Plan Stage Entity | Buyer Should Define | Supplier Planning Output |
|---|---|---|
Critical dimensions | Datums, tolerances, functional interfaces, and inspection priority | Inspection plan, fixture strategy, and process capability review. |
Material requirement | Material grade, certificate requirement, heat treatment, and restricted substitutions | Material sourcing check, certificate plan, and traceability route. |
Surface and appearance | Finish standard, cosmetic zone, coating requirement, and allowable defects | Secondary operation plan, visual criteria, and packaging controls. |
Functional requirement | Load, fit, sealing, electrical, thermal, or assembly validation requirement | Prototype test plan, production test points, and buyer approval checkpoints. |
A clear Plan stage prevents quality control from being added after defects appear. It also helps buyers compare supplier quotations by the same inspection and documentation scope.
The Do stage converts the plan into controlled production activity. The supplier should use the approved process route, tooling setup, material lot, work instructions, operator checks, and in-process inspection points that match the buyer's RFQ.
Different manufacturing routes need different Do-stage controls. Injection molding may focus on resin drying, tool condition, molding parameters, gate vestige, and cosmetic defects. Precision casting may focus on wax pattern, shell, casting, heat treatment, machining allowance, and surface finish. Sheet metal fabrication may focus on blanking, bending, welding, forming direction, and edge condition. Prototyping may focus on design iteration, material simulation, and functional test learning.
Buyers should ask which process data will be recorded and which deviations will require approval before production continues. This makes the Do stage part of a controlled manufacturing system rather than an informal production run.
The Check stage compares manufacturing output with the drawing, specification, and acceptance criteria. Inspection evidence can include dimensional reports, material certificates, surface inspection, profile inspection, functional testing, and defect analysis.

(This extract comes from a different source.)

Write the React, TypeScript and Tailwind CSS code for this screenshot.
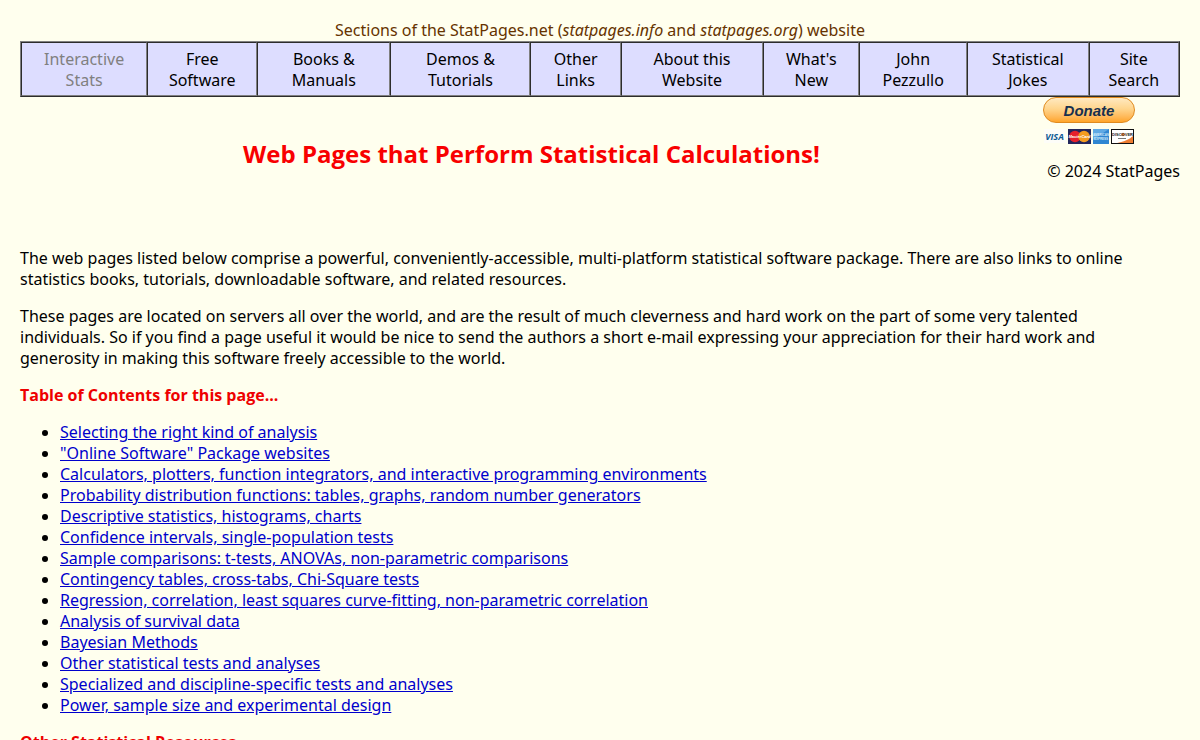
import React from 'react'

interface Section {
  lines: [string, string]
  width: string
  current?: boolean
}

const sections: Section[] = [
  { lines: ['Interactive', 'Stats'], width: 'w-[10.9%]', current: true },
  { lines: ['Free', 'Software'], width: 'w-[9.5%]' },
  { lines: ['Books &', 'Manuals'], width: 'w-[11.5%]' },
  { lines: ['Demos &', 'Tutorials'], width: 'w-[12.1%]' },
  { lines: ['Other', 'Links'], width: 'w-[7.8%]' },
  { lines: ['About this', 'Website'], width: 'w-[12.3%]' },
  { lines: ["What's", 'New'], width: 'w-[8.3%]' },
  { lines: ['John', 'Pezzullo'], width: 'w-[9.3%]' },
  { lines: ['Statistical', 'Jokes'], width: 'w-[10.5%]' },
  { lines: ['Site', 'Search'], width: 'w-[7.8%]' },
]

const contents = [
  { id: 'selecting', title: 'Selecting the right kind of analysis' },
  { id: 'packages', title: '"Online Software" Package websites' },
  { id: 'calculators', title: 'Calculators, plotters, function integrators, and interactive programming environments' },
  { id: 'distributions', title: 'Probability distribution functions: tables, graphs, random number generators' },
  { id: 'descriptive', title: 'Descriptive statistics, histograms, charts' },
  { id: 'confidence', title: 'Confidence intervals, single-population tests' },
  { id: 'comparisons', title: 'Sample comparisons: t-tests, ANOVAs, non-parametric comparisons' },
  { id: 'contingency', title: 'Contingency tables, cross-tabs, Chi-Square tests' },
  { id: 'regression', title: 'Regression, correlation, least squares curve-fitting, non-parametric correlation' },
  { id: 'survival', title: 'Analysis of survival data' },
  { id: 'bayesian', title: 'Bayesian Methods' },
  { id: 'other', title: 'Other statistical tests and analyses' },
  { id: 'specialized', title: 'Specialized and discipline-specific tests and analyses' },
  { id: 'power', title: 'Power, sample size and experimental design' },
]

function SectionNav() {
  return (
    <nav>
      <table className="w-full table-fixed border-separate border-spacing-0 border border-t-[#808080] border-l-[#808080] border-r-[#2c2c2c] border-b-[#2c2c2c] bg-[#ddddff] text-center">
        <caption className="text-[#663300]">
          Sections of the StatPages.net (<i>statpages.info</i> and <i>statpages.org</i>) website
        </caption>
        <tbody>
          <tr>
            {sections.map((section) => (
              <td
                key={section.lines[0]}
                className={`border border-t-[#2c2c2c] border-l-[#2c2c2c] border-r-[#808080] border-b-[#808080] pt-1.5 pb-1 ${section.width}`}
              >
                {section.current ? (
                  <span className="text-[#808080]">
                    {section.lines[0]}
                    <br />
                    {section.lines[1]}
                  </span>
                ) : (
                  <a href="#" className="text-black">
                    {section.lines[0]}
                    <br />
                    {section.lines[1]}
                  </a>
                )}
              </td>
            ))}
          </tr>
        </tbody>
      </table>
    </nav>
  )
}

function PaymentCards() {
  return (
    <svg
      width="92"
      height="16"
      viewBox="0 0 92 16"
      className="mt-[5px] block font-['Liberation_Sans',sans-serif] font-bold"
      textAnchor="middle"
      aria-hidden="true"
    >
      {/* Visa */}
      <rect x="1" y="1" width="22" height="14" fill="#fdfdf8" />
      <text x="11.5" y="12" fontSize="9" fontStyle="italic" fontFamily="Open Sans, sans-serif" fill="#0e5a94">
        VISA
      </text>
      {/* MasterCard */}
      <rect x="25" y="1" width="23" height="15" fill="#23275c" />
      <circle cx="32" cy="8.5" r="5.8" fill="#e5202c" />
      <circle cx="41" cy="8.5" r="5.8" fill="#f59c20" />
      <text x="36.5" y="10" fontSize="4" fontStyle="italic" fill="#fff">
        MasterCard
      </text>
      {/* American Express */}
      <rect x="50" y="1" width="16" height="15" fill="#2f86d2" />
      <path d="M50 1h16L50 12z" fill="#5fa9e4" />
      <text x="58" y="8" fontSize="3" fill="#d3eafa">
        AMERICAN
      </text>
      <text x="58" y="12" fontSize="3" fill="#d3eafa">
        EXPRESS
      </text>
      {/* Discover */}
      <rect x="68.5" y="1.5" width="22" height="14" fill="#fff" />
      <path d="M90 8v7.5H72C81 14 87 11 90 8z" fill="#ee7d32" />
      <circle cx="80" cy="6.5" r="1.8" fill="#ee7d32" />
      <text x="79.5" y="8" fontSize="4" fill="#222">
        DISCOVER
      </text>
      <path d="M75 10.5h8" stroke="#777" strokeWidth="1" />
      <rect x="68.5" y="1.5" width="22" height="14" fill="none" stroke="#111" strokeWidth="1" />
    </svg>
  )
}

function DonateButton() {
  return (
    <button type="button" className="block w-[92px]">
      <span className="flex h-[26px] items-center justify-center rounded-full border border-[#e08a1e] bg-linear-to-b from-[#ffe9c0] via-[#ffd58c] via-45% to-[#ffa526] font-['Liberation_Sans',sans-serif] text-[15px] leading-none font-bold text-[#17304f] italic">
        Donate
      </span>
      <PaymentCards />
    </button>
  )
}

export default function App() {
  return (
    <div className="min-h-screen bg-[#ffffee] p-5 font-['Noto_Sans','Open_Sans',sans-serif] text-base leading-[21px] text-black">
      <SectionNav />

      <header className="flex justify-between pb-[66px]">
        <h1 className="flex-1 pt-[41px] text-center font-['Open_Sans',sans-serif] text-2xl leading-8 font-bold text-[#f80000]">
          Web Pages that Perform Statistical Calculations!
        </h1>
        <div className="w-[137px] shrink-0">
          <DonateButton />
          <p className="mt-[17px] text-right">© 2024 StatPages</p>
        </div>
      </header>

      <main className="space-y-4">
        <p className="pr-8">
          The web pages listed below comprise a powerful, conveniently-accessible, multi-platform statistical software
          package. There are also links to online statistics books, tutorials, downloadable software, and related
          resources.
        </p>
        <p className="pr-8">
          These pages are located on servers all over the world, and are the result of much cleverness and hard work on
          the part of some very talented individuals. So if you find a page useful it would be nice to send the authors
          a short e-mail expressing your appreciation for their hard work and generosity in making this software freely
          accessible to the world.
        </p>
        <h2 className="font-['Open_Sans',sans-serif] font-bold text-[#ee0000]">Table of Contents for this page...</h2>
        <ul className="list-disc pl-10">
          {contents.map((item) => (
            <li key={item.id}>
              <a href={`#${item.id}`} className="text-[#0000cc] underline">
                {item.title}
              </a>
            </li>
          ))}
        </ul>
        <h2 className="font-['Open_Sans',sans-serif] font-bold text-[#ee0000]">Other Statistical Resources...</h2>
      </main>
    </div>
  )
}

Check Stage Evidence | Relevant Inspection Method | Buyer Decision Supported |
|---|---|---|
Critical dimensions and datum relationships | Approve fit, assembly interfaces, and tolerance compliance based on measured data. | |
Trace elements and material risk | Review material contamination risk when the project requires ultra-trace evidence. | |
Profiles, edges, and 2D geometry | Check formed, stamped, molded, or machined profiles against the drawing. | |
Surface shape and reverse engineering data | Compare complex geometry, deformation, or prototype shape to CAD data. |
The Check stage should be planned before production. If inspection evidence is not defined until after parts are made, the buyer and supplier may disagree about what data is enough for acceptance.

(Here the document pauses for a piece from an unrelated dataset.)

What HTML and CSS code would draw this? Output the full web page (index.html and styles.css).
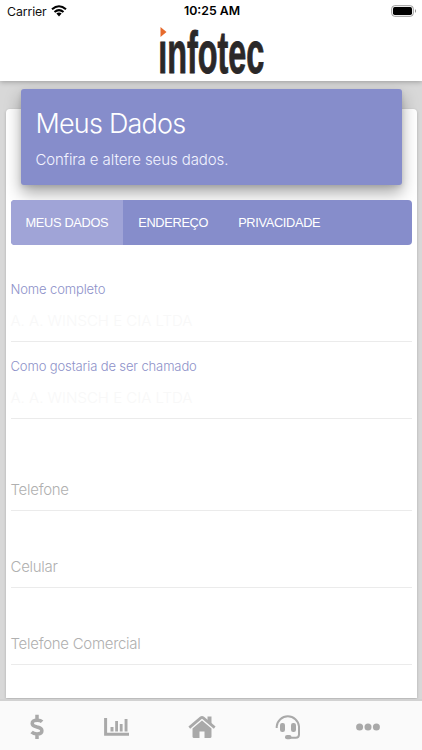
FILE: index.html
```html
<!DOCTYPE html>
<html lang="pt-BR">
<head>
<meta charset="utf-8">
<title>Meus Dados</title>
<link rel="stylesheet" href="styles.css">
</head>
<body>
<div class="app">
  <header class="header">
    <div class="status">
      <div class="carrier"><span>Carrier</span>
        <svg width="16" height="12" viewBox="0 0 16 12"><g fill="none" stroke="#000" stroke-width="2.1"><path d="M1 4.3Q8-1.8 15 4.3"/><path d="M3.5 7Q8 3.2 12.5 7"/></g><path d="M5.4 8.6Q8 6.6 10.6 8.6L8 11.4Z"/></svg>
      </div>
      <div class="time">10:25 AM</div>
      <svg class="battery" width="26" height="12" viewBox="0 0 26 12"><rect x=".7" y=".7" width="21.6" height="10.6" rx="3" fill="#fff" stroke="#999"/><rect x="2" y="2" width="19" height="8" rx="1.7"/><path d="M24 4Q26 6 24 8Z" fill="#888"/></svg>
    </div>
    <svg class="logo" width="112" height="56" viewBox="0 0 112 56">
      <text class="wordmark" transform="translate(1.2 50.7) scale(.525 1)" x="0" y="0" textLength="202" lengthAdjust="spacingAndGlyphs">infotec</text>
      <path d="M0 0H10V17H0Z" fill="#fff"/>
      <path d="M3.5 5L9.5 10L3.5 15Z" fill="#e66a2c"/>
    </svg>
  </header>
  <main class="content">
    <section class="card">
      <div class="banner"><h1>Meus Dados</h1><p>Confira e altere seus dados.</p></div>
      <nav class="tabs"><a class="tab active">MEUS DADOS</a><a class="tab">ENDEREÇO</a><a class="tab">PRIVACIDADE</a></nav>
      <form class="fields">
        <div class="field filled"><label>Nome completo</label><div class="value">A. A. WINSCH E CIA LTDA</div></div>
        <div class="field filled"><label>Como gostaria de ser chamado</label><div class="value">A. A. WINSCH E CIA LTDA</div></div>
        <div class="field phone"><label>Telefone</label></div>
        <div class="field"><label>Celular</label></div>
        <div class="field"><label>Telefone Comercial</label></div>
      </form>
    </section>
  </main>
  <footer class="nav">
    <svg class="dollar" width="14" height="26" viewBox="0 0 14 26"><path d="M12.1 7.8Q10.6 6.2 7.4 6.2C4.2 6.2 2.2 7.4 2.2 9.4C2.2 11.5 4 12.2 7 13C10.2 13.7 11.9 14.5 11.9 16.8C11.9 18.8 10 20 7 20Q3.5 20 1.6 18.1M7 .8V6M7 20V25" fill="none" stroke="#a9a9a9" stroke-width="3.5"/></svg>
    <svg class="chart" width="26" height="20" viewBox="0 0 26 20"><path d="M1.6 1V17.2H25" fill="none" stroke="#a9a9a9" stroke-width="3"/><path d="M6.5 10H9.5V14.5H6.5ZM11.2 4H14V14.5H11.2ZM15.8 7H18.6V14.5H15.8ZM20.6 2H23.5V14.5H20.6Z" fill="#a9a9a9"/></svg>
    <svg class="home" width="28" height="24" viewBox="0 0 28 24"><path d="M1.3 12.6L12.8 2.9Q14 1.9 15.2 2.9L26.7 12.6" fill="none" stroke="#a9a9a9" stroke-width="2.7"/><path d="M19.5 1.5H23.5V10L19.5 6.6ZM4.5 13.4L14 5.6L23.5 13.4V21.5Q23.5 23 22 23H16.5V16.5H11.5V23H6Q4.5 23 4.5 21.5Z" fill="#a9a9a9"/></svg>
    <svg class="support" width="26" height="26" viewBox="0 0 26 26"><path d="M1.7 14V12.5A11.2 11.2 0 0 1 24 12.5V20.5Q24 23.7 20.8 23.7H13" fill="none" stroke="#a9a9a9" stroke-width="2"/><rect x="5" y="9" width="5" height="9" rx="2.2" fill="#a9a9a9"/><rect x="16" y="9" width="5" height="9" rx="2.2" fill="#a9a9a9"/><rect x="10" y="21" width="6.5" height="4.3" rx="2.1" fill="#a9a9a9"/></svg>
    <svg class="more" width="24" height="8" viewBox="0 0 24 8" fill="#a9a9a9"><circle cx="3.6" cy="4" r="3.5"/><circle cx="12" cy="4" r="3.5"/><circle cx="20.4" cy="4" r="3.5"/></svg>
  </footer>
</div>
</body>
</html>
```
FILE: styles.css
```css
* { box-sizing: border-box; }
body { margin: 0; background: #d8d8d8; font-family: Inter, "Liberation Sans", sans-serif; }
.app { height: 750px; display: flex; flex-direction: column; overflow: hidden; }
.header { height: 81px; flex: none; background: #fff; box-shadow: 0 1px 5px rgba(0,0,0,.28); position: relative; z-index: 2; }
.status { height: 22px; display: grid; grid-template-columns: 1fr auto 1fr; align-items: center; padding: 0 5px 0 7px; font-size: 12.3px; color: #111; }
.carrier { display: flex; align-items: center; gap: 4px; letter-spacing: -.1px; }
.time { font-weight: 600; color: #000; font-size: 12.3px; line-height: 14px; }
.battery { justify-self: end; }
.logo { display: block; margin: 0 0 0 157px; overflow: visible; }
.wordmark { font: 700 60px "Liberation Sans", sans-serif; fill: #2b2828; stroke: #2b2828; stroke-width: 1px; }
.content { flex: 1; min-height: 0; padding: 28px 5.5px 0; overflow: hidden; }
.card { height: 589px; background: #fff; border-radius: 4px 4px 0 0; padding: 0 5px; box-shadow: 0 1px 3px rgba(0,0,0,.2); display: flow-root; }
.banner { height: 96px; margin: -20px 10px 15px; padding: 17px 15px; background: #868dcb; color: #fff; border-radius: 3px; box-shadow: 0 8px 16px rgba(0,0,0,.34), 0 2px 4px rgba(0,0,0,.1); }
.banner h1 { margin: 0; font-weight: 300; font-size: 27px; line-height: 36px; letter-spacing: -.8px; white-space: nowrap; }
.banner p { margin: 8px 0 0; font-weight: 300; font-size: 15px; line-height: 20px; letter-spacing: -.1px; color: #f2f3ff; }
.tabs { height: 45px; background: #868dcb; border-radius: 4px; display: flex; overflow: hidden; }
.tab { padding: 0 15px; color: #fff; font: 12.8px/45px "Liberation Sans", sans-serif; letter-spacing: -.33px; white-space: nowrap; }
.active { background: #a0a4d7; }
.fields { padding-top: 20px; }
.field { height: 77px; border-bottom: 1px solid #ebebeb; padding-top: 46px; color: #b0b0b0; font-weight: 300; font-size: 15px; line-height: 20px; letter-spacing: -.28px; }
.field label { display: block; }
.filled { padding-top: 14px; color: #8d91c9; font-size: 13px; letter-spacing: -.12px; }
.value { margin-top: 12px; font-size: 15px; letter-spacing: 0; color: #f8f8f8; }
.phone { height: 92px; padding-top: 61px; }
.nav { height: 51px; flex: none; background: #fafafa; border-top: 2px solid #d2d2d2; position: relative; display: flex; align-items: center; padding: 3px 0 0 30px; }
.chart { margin-left: 60px; }
.home { margin-left: 58px; }
.support { margin-left: 59px; }
.more { margin-left: 55px; }
```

The Act stage turns inspection findings, process deviations, and customer feedback into controlled improvement actions. For custom parts, this can include tooling adjustment, fixture change, machining offset update, molding parameter change, casting process change, welding sequence change, or drawing clarification.
The buyer should define which changes need approval. A small process correction may stay inside the supplier's control plan, but a material substitution, drawing change, inspection-method change, or functional requirement change should usually be reviewed by the buyer before production continues.
Corrective action should include the observed issue, suspected cause, containment action, permanent action, verification method, and updated control point. That structure makes the next Plan stage stronger and keeps the PDCA loop connected to real manufacturing evidence.
PDCA can support many custom parts routes, but the control focus changes by process. Buyers should ask suppliers to connect PDCA to the route actually used for the part.
Manufacturing Process | Common PDCA Control Focus | RFQ Detail Buyers Should Provide |
|---|---|---|
Injection molding | Material drying, tooling condition, molding parameters, shrinkage, and cosmetic criteria | Resin, part drawing, cosmetic zones, tolerance features, and production quantity. |
Precision casting | Pattern control, casting defects, heat treatment, machining allowance, and surface finish | Alloy grade, casting route, critical dimensions, defect criteria, and inspection scope. |
Sheet metal fabrication | Blanking, bending, welding, flatness, hole position, and edge condition | Material thickness, grain direction, bend radii, weld requirements, and coating needs. |
Prototyping and pilot production | Design learning, functional testing, inspection feedback, and transition to production | Prototype purpose, test plan, target process, design freeze timing, and approval steps. |
PDCA should not be presented as a slogan. It should appear in the RFQ as specific production controls, inspection evidence, and change-control rules.
A PDCA-based RFQ should include drawings, CAD files, material grade, critical features, service environment, production quantity, prototype stage, inspection reports, sampling plan, functional tests, documentation requirements, and approval rules for changes.
Buyers should also define deeper validation requirements when needed. Internal defects may require industrial CT inspection, while structural validation may require dynamic and static fatigue testing. These requirements should be discussed before quotation because they affect cost, schedule, and acceptance evidence.
When the RFQ identifies Plan, Do, Check, and Act expectations clearly, the supplier can quote the manufacturing route and quality-control scope more accurately. The buyer can then compare suppliers based on measurable controls rather than broad quality claims.